WARSAW — Congregation of Marians of the Immaculate Conception priest Father Michael Gaitley, a prominent author, theologian and retreat leader best known for his book “33 Days to Morning Glory,” spoke to an assembly of priests and offered a personal interview on the purpose and meaning of consecrating oneself “to Jesus through Mary,” on Thursday, May 8, at Sacred Heart Parish in Warsaw.
Bishop Kevin C. Rhoades, who was in attendance for Father Gaitley’s speech, is planning to renew the consecration the Diocese of Fort Wayne-South Bend to the Blessed Mother on Aug. 15, the feast of the Assumption. Bishop Rhoades is encouraging all members of the diocese to complete Marian consecrations using the method of “33 Days to Morning Glory.”
St. Louis de Montfort formally established the most traditional method of Marian consecration, which seeks to bring men and women into deeper union with both Mary and Jesus. Father Gaitley explained, “St. Louis was the first to take all the threads of Marian consecration, popularize them and synthesize them. The way I look at it, ‘33 Days to Morning Glory’ is written in the same spirit, meant to combine and promote the main streams of Marian devotion that have come since St. Louis’ model. The way it is written also provides an easier to use and updated version from the traditional method.”

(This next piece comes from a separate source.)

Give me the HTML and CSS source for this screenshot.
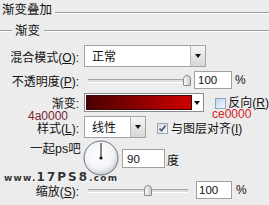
FILE: index.html
```html
<!DOCTYPE html>
<html>
<head>
<meta charset="utf-8">
<link rel="stylesheet" href="styles.css">
</head>
<body>
<div class="panel">
  <div class="title"><span class="title-text">渐变叠加</span><i class="rule"></i></div>
  <div class="group"><i class="rule short"></i><span class="group-text">渐变</span><i class="rule"></i></div>

  <div class="row r1">
    <span class="lbl">混合模式(<u>O</u>):</span>
    <div class="select w-blend"><span class="val">正常</span><span class="btn"><i class="tri"></i></span></div>
  </div>

  <div class="row r2">
    <span class="lbl">不透明度(<u>P</u>):</span>
    <div class="slider s-op"><div class="track"></div><div class="thumb" style="left: 99px"></div></div>
    <div class="input i-op">100</div>
    <span class="unit u-op">%</span>
  </div>

  <div class="row r3">
    <span class="lbl">渐变:</span>
    <div class="gradbox"><div class="grad"></div><span class="gbtn"><i class="tri"></i></span></div>
    <span class="check c-rev"></span>
    <span class="ctext t-rev">反向(<u>R</u>)</span>
  </div>

  <div class="row r4">
    <span class="lbl l-style">样式(<u>L</u>):</span>
    <div class="select w-style"><span class="val">线性</span><span class="btn"><i class="tri"></i></span></div>
    <span class="check checked c-align"><svg width="9" height="9" viewBox="0 0 9 9"><path d="M1.5 4.5 L3.5 6.8 L7.6 1.6" fill="none" stroke="#4a5a78" stroke-width="1.6"/></svg></span>
    <span class="ctext t-align">与图层对齐(<u>I</u>)</span>
  </div>

  <div class="row r5">
    <span class="lbl"></span>
    <svg class="dial" width="36" height="36" viewBox="0 0 36 36">
      <defs>
        <radialGradient id="dg" cx="45%" cy="40%" r="60%">
          <stop offset="0" stop-color="#ffffff"/>
          <stop offset="0.7" stop-color="#f2f3f6"/>
          <stop offset="1" stop-color="#c9ccd6"/>
        </radialGradient>
      </defs>
      <circle cx="18" cy="18" r="17" fill="url(#dg)" stroke="#6c7080" stroke-width="1"/>
      <line x1="18" y1="18" x2="18" y2="3" stroke="#111" stroke-width="1"/>
      <circle cx="18" cy="18" r="1.6" fill="#111"/>
    </svg>
    <div class="input i-ang">90</div>
    <span class="unit u-ang">度</span>
  </div>

  <div class="row r6">
    <span class="lbl">缩放(<u>S</u>):</span>
    <div class="slider s-sc"><div class="track"></div><div class="thumb" style="left: 60px"></div></div>
    <div class="input i-sc">100</div>
    <span class="unit u-sc">%</span>
  </div>

  <span class="note n-dark">4a0000</span>
  <span class="note n-light">ce0000</span>

  <span class="wm wm1">一起ps吧</span>
  <span class="wm wm2"><b class="s">www.</b><b class="b">17PS8</b><b class="s">.com</b></span>
</div>
</body>
</html>
```
FILE: styles.css
```css
html, body {
  margin: 0;
  padding: 0;
  background: #ececec;
}
.panel {
  position: relative;
  width: 269px;
  height: 205px;
  overflow: hidden;
  background: #ececec;
  color: #111;
  font-family: "Liberation Sans", "Noto Sans CJK SC", sans-serif;
  font-size: 12px;
}
.title {
  display: flex;
  height: 20px;
  padding-left: 2px;
}
.title-text {
  font-size: 12.5px;
  line-height: 20px;
}
.rule {
  display: block;
  flex: 1;
  height: 0;
  border-top: 1px solid #9c9c9c;
  border-bottom: 1px solid #ffffff;
}
.title .rule {
  margin-top: 12px;
  margin-left: 3px;
}
.group {
  display: flex;
  height: 20px;
}
.group .rule {
  margin-top: 10px;
}
.group .rule.short {
  flex: none;
  width: 12px;
}
.group-text {
  font-size: 12.5px;
  line-height: 22px;
  margin: 0 4px 0 3px;
}
.row {
  display: flex;
  align-items: center;
}
.lbl {
  width: 79px;
  margin-right: 5px;
  text-align: right;
  white-space: nowrap;
  padding-top: 3px;
  flex: none;
  line-height: 14px;
}
.l-style { line-height: 12px; padding-top: 4px; }
u { text-decoration: underline; }
.r1 { margin-top: 5px; height: 22px; }
.r2 { margin-top: 4px; height: 18px; }
.r3 { margin-top: 4px; height: 19px; }
.r4 { margin-top: 4px; height: 22px; }
.r5 { margin-top: 3px; height: 35px; }
.r6 { margin-top: 5px; height: 18px; }

.select {
  box-sizing: border-box;
  height: 22px;
  display: flex;
  background: #fff;
  border: 1px solid #a3a3a3;
}
.w-blend { width: 122px; }
.w-style { width: 62px; }
.select .val {
  flex: 1;
  padding-left: 7px;
  line-height: 20px;
  padding-top: 1px;
}
.select .btn {
  width: 14px;
  border-left: 1px solid #b8b8b8;
  background: linear-gradient(#f6f6f6, #d6d6d6);
  display: flex;
  align-items: center;
  justify-content: center;
}
.tri {
  display: block;
  width: 0;
  height: 0;
  border-left: 3px solid transparent;
  border-right: 3px solid transparent;
  border-top: 4px solid #111;
}
.slider {
  position: relative;
  height: 18px;
  display: flex;
  align-items: center;
}
.s-op { width: 108px; }
.s-sc { width: 110px; }
.track {
  box-sizing: border-box;
  height: 4px;
  flex: 1;
  margin: 2px 6px 0 4px;
  border-top: 1px solid #a5a5a5;
  border-bottom: 1px solid #ffffff;
  background: #dedede;
}
.thumb {
  position: absolute;
  top: 4px;
  box-sizing: border-box;
  width: 8px;
  height: 11px;
  border: 1px solid #8a8a8a;
  border-radius: 4px 4px 1px 1px;
  background: linear-gradient(90deg, #f8f8f8, #cfcfcf);
}
.input {
  box-sizing: border-box;
  background: #fff;
  border: 1px solid #a0a0a0;
  font-size: 11.5px;
  padding-left: 3px;
  display: flex;
  align-items: center;
}
.i-op { width: 38px; height: 18px; margin-left: 2px; }
.i-sc { width: 36px; height: 18px; margin-left: 2px; padding-left: 2px; }
.i-ang { width: 43px; height: 19px; margin-left: 3px; padding-left: 4px; }
.unit { font-size: 12px; }
.u-op { margin-left: 3px; }
.u-sc { margin-left: 4px; }
.u-ang { margin-left: 2px; padding-top: 2px; }

.gradbox {
  box-sizing: border-box;
  width: 122px;
  height: 19px;
  display: flex;
  background: #fff;
  border: 1px solid #8c8c8c;
  padding: 1px;
}
.grad {
  flex: 1;
  border: 1px solid #3a0a0a;
  background: linear-gradient(90deg, #4a0000, #ce0000);
}
.gbtn {
  width: 10px;
  display: flex;
  align-items: center;
  justify-content: center;
}
.check {
  box-sizing: border-box;
  width: 11px;
  height: 11px;
  border: 1px solid #8ea6c2;
  background: linear-gradient(135deg, #bcd4ee, #f6f9fd);
  flex: none;
  display: flex;
  align-items: center;
  justify-content: center;
}
.c-rev { margin-left: 11px; margin-top: 1px; }
.c-align { margin-left: 11px; margin-top: 2px; background: linear-gradient(135deg, #d6dde8, #f4f6f9); border-color: #9aa4b4; }
.ctext { white-space: nowrap; line-height: 12px; }
.t-rev { margin-left: 2px; padding-top: 0; }
.t-align { margin-left: 3px; padding-top: 3px; line-height: 14px; }
.dial { display: block; margin-left: -1px; margin-top: -1px; flex: none; }

.note {
  position: absolute;
  font-size: 12px;
  line-height: 9px;
}
.n-dark { left: 28px; top: 112px; color: #7a2232; }
.n-light { left: 212px; top: 110px; color: #d02020; }

.wm {
  position: absolute;
  white-space: nowrap;
}
.wm1 {
  left: 30px;
  top: 141px;
  font-size: 12.5px;
  line-height: 16px;
  color: #222;
}
.wm2 {
  left: 4px;
  top: 171px;
  line-height: 12px;
  font-family: "DejaVu Sans", sans-serif;
  color: #333;
  text-shadow: 1px 1px 0 #fff;
}
.wm2 b { font-weight: bold; }
.wm2 .s { font-size: 9px; letter-spacing: 1.2px; }
.wm2 .b { font-size: 12px; letter-spacing: 2px; }
```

He elaborated, “It is easier because the traditional model uses lots of litanies and prayers that at times can distract or overwhelm the reader. This version actually has more prayer, but it involves heart-pondering prayer that reflects upon the various teachings of Marian consecration and how to incorporate them into daily life.”
This consecration seeks to engage all people, encompassing those at various stages of spirituality and theological knowledge. “Each day there is only a few pages reading, which allows for deeper reflection as you ponder the teachings of the saints, leading you to formally acknowledging and accepting Mary as your spiritual Mother. While it is true that she already is our spiritual Mother, in her gentleness, she does not force her spiritual maternity on us. We have to give her our ‘yes,’ and she knows what the power of a ‘yes’ can do. When we say ‘yes’ to her as our Mother, it unleashes the full power of her motherly care, mediation and tenderness in our lives.”
He continued, “According to St. Louis, total consecration to Mary is the quickest, easiest, surest way to holiness. While some might argue that there is no easy way to holiness, mothers have a way of making even the challenges of carrying the cross into something sweet. For example, when you have to take a bitter pill, your mother puts honey on it to make it taste better or when you scrape your knee, mothers kiss it to make it feel better.”
Father Gaitley describes his book as an updated version because “it takes the consecration and puts it squarely in the teaching of the mind of the Church.” In addition to incorporating the theology of St. Louis de Montfort, Father Gaitley dedicates weeklong meditations to the Marian thoughts of St. Maximilian Kolbe, Blessed Mother Teresa, and St. John Paul, followed by a summation and recapitulation of the month-long reflections. These additions include a more Scripturally based awareness of Mary as an instrument of God’s grace, who seeks to transfix the focus on Christ in order to come to a greater understanding of His thirst from the cross and on accepting His mercy.
He advocated completing the Marian consecration because it offers a profound understanding of how to address the desires of Christ and lovingly console His heart, which suffered so greatly through His passion and death.
“One of the best ways to console Jesus is to give yourself to Mary,” Father Gaitley said. “As He was dying on the cross, Jesus in His greatest agony gives us the first and best example of Marian consecration when He looks down and entrusts Mary and the beloved disciple to one another. He challenges all Christians to take up their own crosses after Him, and He wants for us no less consolation than He had in his moments of darkness, which is to have His mother as our spiritual mother and to formally accept this invitation of and take her into our home.”
Father Gaitley explains, “the consecration preparation begins 33 days before a major Marian feast day. It is such an important gift that you want to prepare properly, so when you offer the momentous gift of yourself to Jesus through Mary, it will be a day that you remember and celebrate with a special solemnity.”
While it is possible to complete the consecration on one’s own, ideally the best way to do it is as part of the Hearts Afire program, according to Father Gaitley, which includes a DVD set, retreat companion guide and group discussion manual. “‘Where two or more are gathered in my name,’ Jesus says, ‘there I am in their midst.’ To walk this path with Jesus, actually present through the Body of Christ, or with other members of the Body of Christ in a small group at a parish setting, would be most fruitful.”
Father Gaitley concluded by synthesizing the overarching purpose to making a Marian consecration and placing it within the concept of missionary discipleship. “Mary brings us to a personal relationship with Jesus, Jesus then brings us to the Father and the Holy Spirit, and the Trinity in turn brings us closer to others. Transforming community with Christ is our goal, because when we enter into deeper intimacy with Christ we take on His heart and His thirst for souls.”